=== EXTRACTED ENTRIES ===

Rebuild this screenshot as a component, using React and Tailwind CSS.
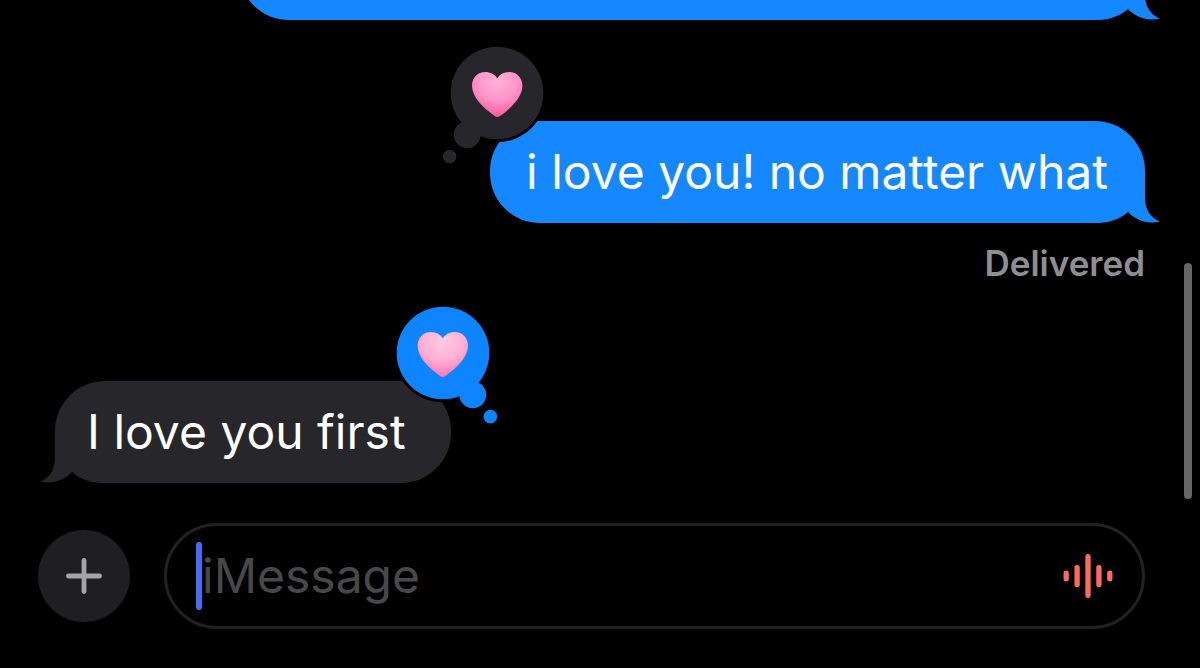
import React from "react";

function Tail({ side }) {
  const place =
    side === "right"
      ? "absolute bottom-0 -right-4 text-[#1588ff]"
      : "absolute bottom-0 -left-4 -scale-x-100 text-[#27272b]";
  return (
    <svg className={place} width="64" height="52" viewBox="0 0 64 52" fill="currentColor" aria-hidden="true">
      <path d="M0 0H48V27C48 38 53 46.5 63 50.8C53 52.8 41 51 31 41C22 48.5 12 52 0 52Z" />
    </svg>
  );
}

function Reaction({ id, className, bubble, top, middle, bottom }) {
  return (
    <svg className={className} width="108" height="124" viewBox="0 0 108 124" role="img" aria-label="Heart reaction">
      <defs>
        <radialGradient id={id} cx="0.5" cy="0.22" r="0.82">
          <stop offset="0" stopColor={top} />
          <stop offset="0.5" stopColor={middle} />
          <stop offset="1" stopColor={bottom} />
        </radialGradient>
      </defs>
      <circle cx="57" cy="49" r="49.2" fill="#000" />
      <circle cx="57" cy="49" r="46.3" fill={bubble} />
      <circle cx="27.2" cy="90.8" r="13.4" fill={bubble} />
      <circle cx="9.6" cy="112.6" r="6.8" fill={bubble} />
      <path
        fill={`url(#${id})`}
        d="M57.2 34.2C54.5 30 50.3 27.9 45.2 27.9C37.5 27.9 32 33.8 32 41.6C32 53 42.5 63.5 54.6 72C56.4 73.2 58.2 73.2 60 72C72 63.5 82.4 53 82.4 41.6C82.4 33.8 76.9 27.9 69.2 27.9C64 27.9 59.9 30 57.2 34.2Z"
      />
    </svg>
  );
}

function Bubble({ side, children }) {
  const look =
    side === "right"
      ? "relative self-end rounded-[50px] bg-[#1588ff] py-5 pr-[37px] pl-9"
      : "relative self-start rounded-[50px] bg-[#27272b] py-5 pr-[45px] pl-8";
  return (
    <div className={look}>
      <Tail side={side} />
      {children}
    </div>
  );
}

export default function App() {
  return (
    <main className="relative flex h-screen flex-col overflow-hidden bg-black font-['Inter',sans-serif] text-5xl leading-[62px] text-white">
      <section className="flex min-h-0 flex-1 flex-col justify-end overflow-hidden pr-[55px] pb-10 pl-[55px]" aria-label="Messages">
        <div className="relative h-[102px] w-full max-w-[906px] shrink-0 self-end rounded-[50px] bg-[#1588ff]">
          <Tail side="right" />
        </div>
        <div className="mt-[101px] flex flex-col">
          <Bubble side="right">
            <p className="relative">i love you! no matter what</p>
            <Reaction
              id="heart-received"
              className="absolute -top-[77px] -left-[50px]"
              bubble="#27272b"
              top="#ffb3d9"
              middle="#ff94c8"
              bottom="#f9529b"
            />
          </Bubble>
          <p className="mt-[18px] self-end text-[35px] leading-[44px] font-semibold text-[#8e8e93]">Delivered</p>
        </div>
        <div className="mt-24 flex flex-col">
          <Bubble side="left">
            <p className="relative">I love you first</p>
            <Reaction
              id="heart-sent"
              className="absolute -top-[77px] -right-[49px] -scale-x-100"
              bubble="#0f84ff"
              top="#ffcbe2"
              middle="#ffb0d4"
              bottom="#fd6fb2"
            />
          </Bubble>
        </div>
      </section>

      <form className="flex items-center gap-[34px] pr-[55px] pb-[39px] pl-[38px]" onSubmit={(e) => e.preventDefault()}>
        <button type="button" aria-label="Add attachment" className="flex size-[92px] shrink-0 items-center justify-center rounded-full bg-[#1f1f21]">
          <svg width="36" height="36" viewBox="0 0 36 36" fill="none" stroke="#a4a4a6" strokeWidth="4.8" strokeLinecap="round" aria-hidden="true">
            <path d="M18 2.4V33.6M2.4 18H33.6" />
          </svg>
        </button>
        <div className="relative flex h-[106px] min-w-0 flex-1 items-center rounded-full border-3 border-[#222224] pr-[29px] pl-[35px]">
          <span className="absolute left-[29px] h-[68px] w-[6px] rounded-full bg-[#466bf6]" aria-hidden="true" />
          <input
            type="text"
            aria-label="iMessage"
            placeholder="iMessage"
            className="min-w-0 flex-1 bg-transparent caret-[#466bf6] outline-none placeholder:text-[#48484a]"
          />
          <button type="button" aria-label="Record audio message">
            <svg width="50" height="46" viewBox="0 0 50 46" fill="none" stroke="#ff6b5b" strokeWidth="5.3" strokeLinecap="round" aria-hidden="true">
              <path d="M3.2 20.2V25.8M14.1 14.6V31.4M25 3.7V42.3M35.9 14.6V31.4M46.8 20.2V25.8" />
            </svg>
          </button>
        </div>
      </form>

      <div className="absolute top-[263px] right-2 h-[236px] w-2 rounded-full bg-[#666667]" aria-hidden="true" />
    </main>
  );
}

===
=== EXTRACTED ENTRIES ===

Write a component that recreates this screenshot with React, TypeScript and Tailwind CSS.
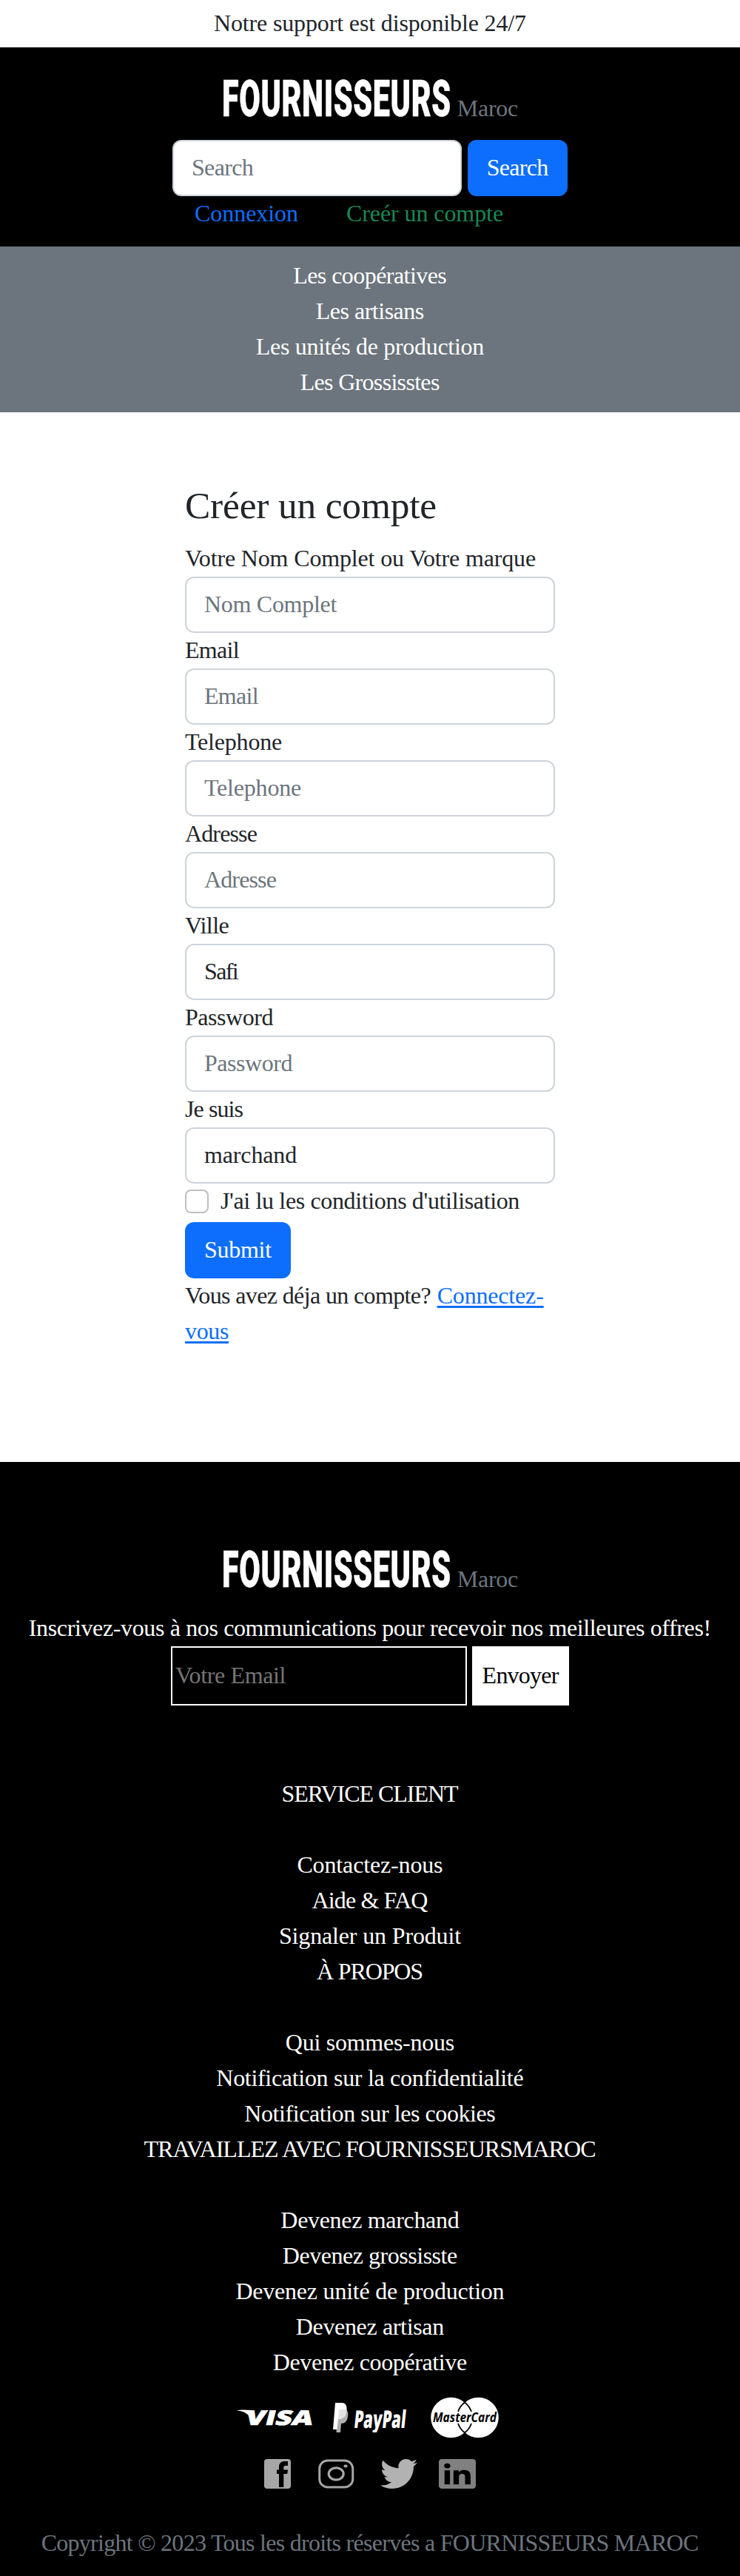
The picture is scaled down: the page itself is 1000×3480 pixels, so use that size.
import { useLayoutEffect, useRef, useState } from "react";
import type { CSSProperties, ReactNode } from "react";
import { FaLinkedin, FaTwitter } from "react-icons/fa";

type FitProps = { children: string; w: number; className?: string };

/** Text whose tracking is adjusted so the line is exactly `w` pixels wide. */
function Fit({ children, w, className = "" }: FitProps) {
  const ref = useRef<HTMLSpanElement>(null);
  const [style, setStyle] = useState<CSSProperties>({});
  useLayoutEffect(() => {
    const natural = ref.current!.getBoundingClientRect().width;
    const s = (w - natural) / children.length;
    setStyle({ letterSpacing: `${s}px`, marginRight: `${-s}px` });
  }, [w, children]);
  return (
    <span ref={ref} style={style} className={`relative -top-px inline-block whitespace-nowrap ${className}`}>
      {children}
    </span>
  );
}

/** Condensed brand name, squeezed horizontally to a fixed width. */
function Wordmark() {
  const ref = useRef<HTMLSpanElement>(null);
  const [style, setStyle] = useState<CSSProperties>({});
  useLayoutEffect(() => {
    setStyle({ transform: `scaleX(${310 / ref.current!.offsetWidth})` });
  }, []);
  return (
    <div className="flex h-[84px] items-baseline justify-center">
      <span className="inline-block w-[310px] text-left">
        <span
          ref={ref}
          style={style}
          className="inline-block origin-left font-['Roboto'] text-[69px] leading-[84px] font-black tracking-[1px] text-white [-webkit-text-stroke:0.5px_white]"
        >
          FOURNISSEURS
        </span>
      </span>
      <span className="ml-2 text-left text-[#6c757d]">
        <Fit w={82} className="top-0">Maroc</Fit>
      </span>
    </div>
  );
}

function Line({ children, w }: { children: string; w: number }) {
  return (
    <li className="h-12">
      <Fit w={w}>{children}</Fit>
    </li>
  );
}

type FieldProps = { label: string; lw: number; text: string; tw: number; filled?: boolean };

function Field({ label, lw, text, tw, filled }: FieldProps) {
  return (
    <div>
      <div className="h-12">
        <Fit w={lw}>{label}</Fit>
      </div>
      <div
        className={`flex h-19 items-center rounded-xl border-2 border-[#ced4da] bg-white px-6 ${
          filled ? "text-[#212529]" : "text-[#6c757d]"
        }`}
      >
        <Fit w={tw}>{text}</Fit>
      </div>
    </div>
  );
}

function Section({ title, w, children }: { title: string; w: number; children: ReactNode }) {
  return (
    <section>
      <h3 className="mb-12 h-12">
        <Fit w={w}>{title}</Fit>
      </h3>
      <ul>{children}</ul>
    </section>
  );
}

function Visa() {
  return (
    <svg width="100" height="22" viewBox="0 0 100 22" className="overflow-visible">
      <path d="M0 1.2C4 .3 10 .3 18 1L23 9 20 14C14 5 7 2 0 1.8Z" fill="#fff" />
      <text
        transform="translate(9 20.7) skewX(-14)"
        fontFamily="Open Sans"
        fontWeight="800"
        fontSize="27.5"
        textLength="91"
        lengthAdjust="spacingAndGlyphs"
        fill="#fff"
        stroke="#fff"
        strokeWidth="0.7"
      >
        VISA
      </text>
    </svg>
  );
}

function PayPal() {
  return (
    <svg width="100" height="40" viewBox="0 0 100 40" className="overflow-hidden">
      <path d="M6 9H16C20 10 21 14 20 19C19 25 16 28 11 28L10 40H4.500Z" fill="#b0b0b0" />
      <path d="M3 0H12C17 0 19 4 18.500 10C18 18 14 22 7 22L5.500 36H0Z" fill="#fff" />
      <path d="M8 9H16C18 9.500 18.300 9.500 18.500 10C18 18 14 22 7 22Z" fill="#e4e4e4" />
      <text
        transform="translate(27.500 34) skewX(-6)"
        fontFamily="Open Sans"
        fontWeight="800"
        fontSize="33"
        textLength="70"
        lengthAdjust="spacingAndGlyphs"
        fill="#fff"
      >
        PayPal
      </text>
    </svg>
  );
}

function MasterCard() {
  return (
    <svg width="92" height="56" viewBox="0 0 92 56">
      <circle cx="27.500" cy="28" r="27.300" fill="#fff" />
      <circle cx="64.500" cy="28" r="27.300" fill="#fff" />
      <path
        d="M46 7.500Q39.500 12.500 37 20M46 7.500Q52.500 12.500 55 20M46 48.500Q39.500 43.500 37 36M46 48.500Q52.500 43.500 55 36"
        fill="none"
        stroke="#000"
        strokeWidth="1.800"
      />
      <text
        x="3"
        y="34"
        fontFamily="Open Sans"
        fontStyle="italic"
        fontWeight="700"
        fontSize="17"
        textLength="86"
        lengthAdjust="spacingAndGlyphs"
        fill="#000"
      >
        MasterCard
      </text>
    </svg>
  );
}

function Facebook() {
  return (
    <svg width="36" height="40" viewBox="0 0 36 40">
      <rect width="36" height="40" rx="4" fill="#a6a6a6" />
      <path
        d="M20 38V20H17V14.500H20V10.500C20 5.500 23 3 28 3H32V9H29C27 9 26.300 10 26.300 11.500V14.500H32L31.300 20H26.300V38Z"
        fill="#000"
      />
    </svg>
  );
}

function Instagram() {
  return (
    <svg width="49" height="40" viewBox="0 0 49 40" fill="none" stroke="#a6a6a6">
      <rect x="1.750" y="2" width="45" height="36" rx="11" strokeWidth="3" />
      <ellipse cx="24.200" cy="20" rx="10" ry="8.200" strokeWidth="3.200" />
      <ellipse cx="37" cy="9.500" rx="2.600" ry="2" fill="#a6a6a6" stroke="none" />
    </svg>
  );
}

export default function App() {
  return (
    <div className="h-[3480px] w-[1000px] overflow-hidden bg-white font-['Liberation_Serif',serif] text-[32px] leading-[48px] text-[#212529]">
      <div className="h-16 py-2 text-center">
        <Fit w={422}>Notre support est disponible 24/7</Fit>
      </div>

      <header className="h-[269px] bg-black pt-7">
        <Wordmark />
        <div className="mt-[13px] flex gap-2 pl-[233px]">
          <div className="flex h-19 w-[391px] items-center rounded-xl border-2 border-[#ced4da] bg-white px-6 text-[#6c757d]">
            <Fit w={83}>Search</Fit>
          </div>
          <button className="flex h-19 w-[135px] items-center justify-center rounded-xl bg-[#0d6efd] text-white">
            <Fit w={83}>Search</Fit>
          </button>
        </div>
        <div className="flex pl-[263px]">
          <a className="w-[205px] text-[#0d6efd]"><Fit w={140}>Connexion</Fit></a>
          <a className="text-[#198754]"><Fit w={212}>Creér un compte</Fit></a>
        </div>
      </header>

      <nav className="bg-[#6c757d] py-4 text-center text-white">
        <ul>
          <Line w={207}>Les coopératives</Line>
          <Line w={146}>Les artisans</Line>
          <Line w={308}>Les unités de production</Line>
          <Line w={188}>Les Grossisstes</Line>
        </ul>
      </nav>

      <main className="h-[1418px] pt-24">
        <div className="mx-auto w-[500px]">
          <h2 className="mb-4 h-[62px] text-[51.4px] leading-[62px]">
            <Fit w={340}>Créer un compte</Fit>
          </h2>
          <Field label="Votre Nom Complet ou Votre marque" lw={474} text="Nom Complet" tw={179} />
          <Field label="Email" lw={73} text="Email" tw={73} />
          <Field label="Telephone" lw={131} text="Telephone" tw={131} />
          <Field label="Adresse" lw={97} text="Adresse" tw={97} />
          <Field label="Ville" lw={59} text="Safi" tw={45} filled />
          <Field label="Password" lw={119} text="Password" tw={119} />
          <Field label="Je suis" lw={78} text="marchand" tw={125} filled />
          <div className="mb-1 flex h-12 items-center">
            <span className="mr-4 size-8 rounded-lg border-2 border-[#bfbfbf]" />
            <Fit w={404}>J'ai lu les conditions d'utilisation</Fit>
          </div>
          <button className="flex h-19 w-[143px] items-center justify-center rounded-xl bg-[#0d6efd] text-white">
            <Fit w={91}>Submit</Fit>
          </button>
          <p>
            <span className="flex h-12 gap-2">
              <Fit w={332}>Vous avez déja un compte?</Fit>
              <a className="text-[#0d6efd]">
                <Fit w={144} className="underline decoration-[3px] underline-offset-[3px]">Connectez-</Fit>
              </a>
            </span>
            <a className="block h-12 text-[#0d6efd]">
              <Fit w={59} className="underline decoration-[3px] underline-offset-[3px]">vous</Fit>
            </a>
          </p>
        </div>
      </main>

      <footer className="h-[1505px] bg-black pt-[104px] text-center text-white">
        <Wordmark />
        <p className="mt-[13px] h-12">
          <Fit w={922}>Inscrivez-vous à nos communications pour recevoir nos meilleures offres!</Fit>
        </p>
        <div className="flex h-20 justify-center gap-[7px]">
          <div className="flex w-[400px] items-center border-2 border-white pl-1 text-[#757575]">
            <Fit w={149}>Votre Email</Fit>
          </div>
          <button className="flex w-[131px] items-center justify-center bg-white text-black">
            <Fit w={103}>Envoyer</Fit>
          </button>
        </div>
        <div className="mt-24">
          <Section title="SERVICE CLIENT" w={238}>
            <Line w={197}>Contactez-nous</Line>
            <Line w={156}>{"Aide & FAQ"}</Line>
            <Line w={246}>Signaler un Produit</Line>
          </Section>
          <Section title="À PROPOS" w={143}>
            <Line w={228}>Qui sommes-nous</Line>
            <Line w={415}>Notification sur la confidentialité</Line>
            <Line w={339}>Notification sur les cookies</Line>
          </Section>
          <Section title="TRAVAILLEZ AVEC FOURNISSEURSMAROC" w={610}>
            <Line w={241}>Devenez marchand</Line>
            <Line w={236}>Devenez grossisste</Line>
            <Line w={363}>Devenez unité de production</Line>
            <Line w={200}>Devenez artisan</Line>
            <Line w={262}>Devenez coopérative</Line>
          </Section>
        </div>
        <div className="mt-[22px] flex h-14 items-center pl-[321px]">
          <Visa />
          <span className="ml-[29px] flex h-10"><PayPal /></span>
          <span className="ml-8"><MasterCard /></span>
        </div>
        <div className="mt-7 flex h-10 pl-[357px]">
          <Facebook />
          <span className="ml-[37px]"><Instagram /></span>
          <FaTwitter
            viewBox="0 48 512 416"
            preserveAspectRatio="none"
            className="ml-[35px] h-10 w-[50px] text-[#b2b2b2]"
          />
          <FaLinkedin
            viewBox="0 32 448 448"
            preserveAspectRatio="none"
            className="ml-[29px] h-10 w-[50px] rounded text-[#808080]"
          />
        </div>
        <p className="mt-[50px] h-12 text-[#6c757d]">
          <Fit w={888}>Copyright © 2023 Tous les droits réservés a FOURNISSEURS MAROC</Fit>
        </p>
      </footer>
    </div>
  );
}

===

▸ AIM OF THE EXERCISE:
Return only the number of lines in the preceding records that contain the string "screenshot".

▸ RESULT OF THE EXERCISE:
2